>> START Dataset rows

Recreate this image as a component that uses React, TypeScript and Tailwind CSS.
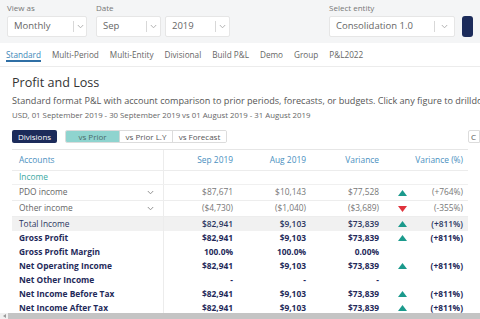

>> END Dataset rows
>> START Dataset rows

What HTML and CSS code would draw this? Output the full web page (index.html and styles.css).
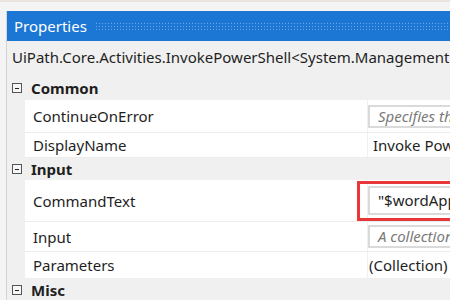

>> END Dataset rows
>> START Dataset rows

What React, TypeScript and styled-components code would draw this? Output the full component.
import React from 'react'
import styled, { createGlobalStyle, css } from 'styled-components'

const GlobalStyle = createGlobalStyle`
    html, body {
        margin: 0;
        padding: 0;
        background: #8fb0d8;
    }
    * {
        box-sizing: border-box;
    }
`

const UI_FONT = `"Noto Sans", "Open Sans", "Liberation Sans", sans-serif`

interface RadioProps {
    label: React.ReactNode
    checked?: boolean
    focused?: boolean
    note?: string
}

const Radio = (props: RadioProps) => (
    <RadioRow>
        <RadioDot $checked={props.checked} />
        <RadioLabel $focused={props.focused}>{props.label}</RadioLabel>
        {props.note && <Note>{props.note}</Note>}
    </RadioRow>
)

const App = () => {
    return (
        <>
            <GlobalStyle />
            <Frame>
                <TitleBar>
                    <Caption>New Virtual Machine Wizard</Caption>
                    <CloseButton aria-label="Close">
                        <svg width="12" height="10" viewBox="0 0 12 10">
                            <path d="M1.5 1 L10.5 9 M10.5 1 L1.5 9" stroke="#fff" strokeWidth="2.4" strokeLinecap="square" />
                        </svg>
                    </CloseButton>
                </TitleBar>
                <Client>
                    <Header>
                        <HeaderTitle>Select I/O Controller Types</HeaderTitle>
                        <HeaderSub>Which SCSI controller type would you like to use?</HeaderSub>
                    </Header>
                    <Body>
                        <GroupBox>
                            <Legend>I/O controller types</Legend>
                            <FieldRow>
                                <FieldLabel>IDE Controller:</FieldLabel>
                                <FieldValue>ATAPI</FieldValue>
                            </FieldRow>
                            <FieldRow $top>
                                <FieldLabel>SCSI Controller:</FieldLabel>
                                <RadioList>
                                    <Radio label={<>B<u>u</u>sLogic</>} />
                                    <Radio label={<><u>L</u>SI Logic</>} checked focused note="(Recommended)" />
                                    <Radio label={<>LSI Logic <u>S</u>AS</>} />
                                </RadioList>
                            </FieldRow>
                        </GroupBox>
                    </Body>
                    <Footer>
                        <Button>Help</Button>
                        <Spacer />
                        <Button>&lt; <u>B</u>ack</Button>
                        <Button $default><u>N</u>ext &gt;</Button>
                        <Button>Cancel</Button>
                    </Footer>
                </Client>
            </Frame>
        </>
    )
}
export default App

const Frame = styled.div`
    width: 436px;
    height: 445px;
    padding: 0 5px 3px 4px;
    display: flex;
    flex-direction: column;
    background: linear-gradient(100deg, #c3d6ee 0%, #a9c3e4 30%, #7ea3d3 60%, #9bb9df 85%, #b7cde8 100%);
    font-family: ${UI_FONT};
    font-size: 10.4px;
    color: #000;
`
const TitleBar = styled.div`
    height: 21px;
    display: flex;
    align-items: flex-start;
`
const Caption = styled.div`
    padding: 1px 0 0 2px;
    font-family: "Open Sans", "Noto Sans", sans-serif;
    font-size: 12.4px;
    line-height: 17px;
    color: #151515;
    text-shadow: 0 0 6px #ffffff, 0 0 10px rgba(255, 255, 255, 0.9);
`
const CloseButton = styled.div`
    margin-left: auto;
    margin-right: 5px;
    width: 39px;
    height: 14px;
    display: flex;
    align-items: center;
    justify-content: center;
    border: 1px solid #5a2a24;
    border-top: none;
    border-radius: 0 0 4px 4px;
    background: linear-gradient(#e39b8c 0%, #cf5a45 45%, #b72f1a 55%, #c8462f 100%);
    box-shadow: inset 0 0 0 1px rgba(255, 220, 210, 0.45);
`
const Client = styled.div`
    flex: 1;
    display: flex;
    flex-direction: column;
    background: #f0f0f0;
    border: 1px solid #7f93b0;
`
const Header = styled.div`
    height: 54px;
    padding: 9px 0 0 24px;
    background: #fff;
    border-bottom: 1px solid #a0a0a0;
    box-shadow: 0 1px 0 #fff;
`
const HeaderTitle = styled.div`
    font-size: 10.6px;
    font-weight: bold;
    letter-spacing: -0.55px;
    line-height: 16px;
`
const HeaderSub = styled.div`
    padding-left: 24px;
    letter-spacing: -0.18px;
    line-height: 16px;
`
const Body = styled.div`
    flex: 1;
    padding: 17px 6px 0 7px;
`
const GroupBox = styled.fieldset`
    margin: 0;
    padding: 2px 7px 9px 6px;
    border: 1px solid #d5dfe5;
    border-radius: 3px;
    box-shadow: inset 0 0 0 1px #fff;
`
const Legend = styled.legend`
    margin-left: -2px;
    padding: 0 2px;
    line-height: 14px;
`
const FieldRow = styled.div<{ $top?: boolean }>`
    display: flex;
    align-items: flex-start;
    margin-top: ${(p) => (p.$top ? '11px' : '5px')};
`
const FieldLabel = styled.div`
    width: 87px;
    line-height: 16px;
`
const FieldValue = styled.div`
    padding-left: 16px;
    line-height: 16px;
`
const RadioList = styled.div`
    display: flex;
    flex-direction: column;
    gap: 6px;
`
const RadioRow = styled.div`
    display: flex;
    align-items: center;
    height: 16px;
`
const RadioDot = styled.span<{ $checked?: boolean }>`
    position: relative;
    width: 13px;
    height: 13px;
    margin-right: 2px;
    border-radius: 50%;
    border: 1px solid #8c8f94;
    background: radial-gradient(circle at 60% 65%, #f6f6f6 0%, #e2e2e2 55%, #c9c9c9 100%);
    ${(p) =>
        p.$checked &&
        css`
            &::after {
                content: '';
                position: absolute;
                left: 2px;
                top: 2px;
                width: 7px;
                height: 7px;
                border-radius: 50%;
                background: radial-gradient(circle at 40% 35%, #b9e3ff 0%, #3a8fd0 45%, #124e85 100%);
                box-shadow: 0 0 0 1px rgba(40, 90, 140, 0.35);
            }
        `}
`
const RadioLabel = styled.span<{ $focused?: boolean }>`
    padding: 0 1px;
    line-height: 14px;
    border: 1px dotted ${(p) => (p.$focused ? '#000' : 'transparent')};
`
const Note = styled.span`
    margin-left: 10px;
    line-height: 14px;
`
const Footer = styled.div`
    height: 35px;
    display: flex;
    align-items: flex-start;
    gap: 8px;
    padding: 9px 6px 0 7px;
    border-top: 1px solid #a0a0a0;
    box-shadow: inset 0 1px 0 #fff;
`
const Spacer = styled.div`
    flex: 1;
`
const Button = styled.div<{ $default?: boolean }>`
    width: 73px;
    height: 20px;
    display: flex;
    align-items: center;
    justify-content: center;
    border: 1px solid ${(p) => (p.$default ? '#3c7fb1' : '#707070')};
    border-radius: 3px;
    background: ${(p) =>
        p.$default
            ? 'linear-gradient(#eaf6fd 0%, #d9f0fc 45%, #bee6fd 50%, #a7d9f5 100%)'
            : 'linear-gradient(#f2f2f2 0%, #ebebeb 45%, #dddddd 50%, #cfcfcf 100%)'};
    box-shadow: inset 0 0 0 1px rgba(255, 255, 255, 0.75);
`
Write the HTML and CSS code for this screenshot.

>> END Dataset rows

Your instructions: Copy all lines from the data that hold the word "would".

Exercise output:
What HTML and CSS code would draw this? Output the full web page (index.html and styles.css).
What React, TypeScript and styled-components code would draw this? Output the full component.
                        <HeaderSub>Which SCSI controller type would you like to use?</HeaderSub>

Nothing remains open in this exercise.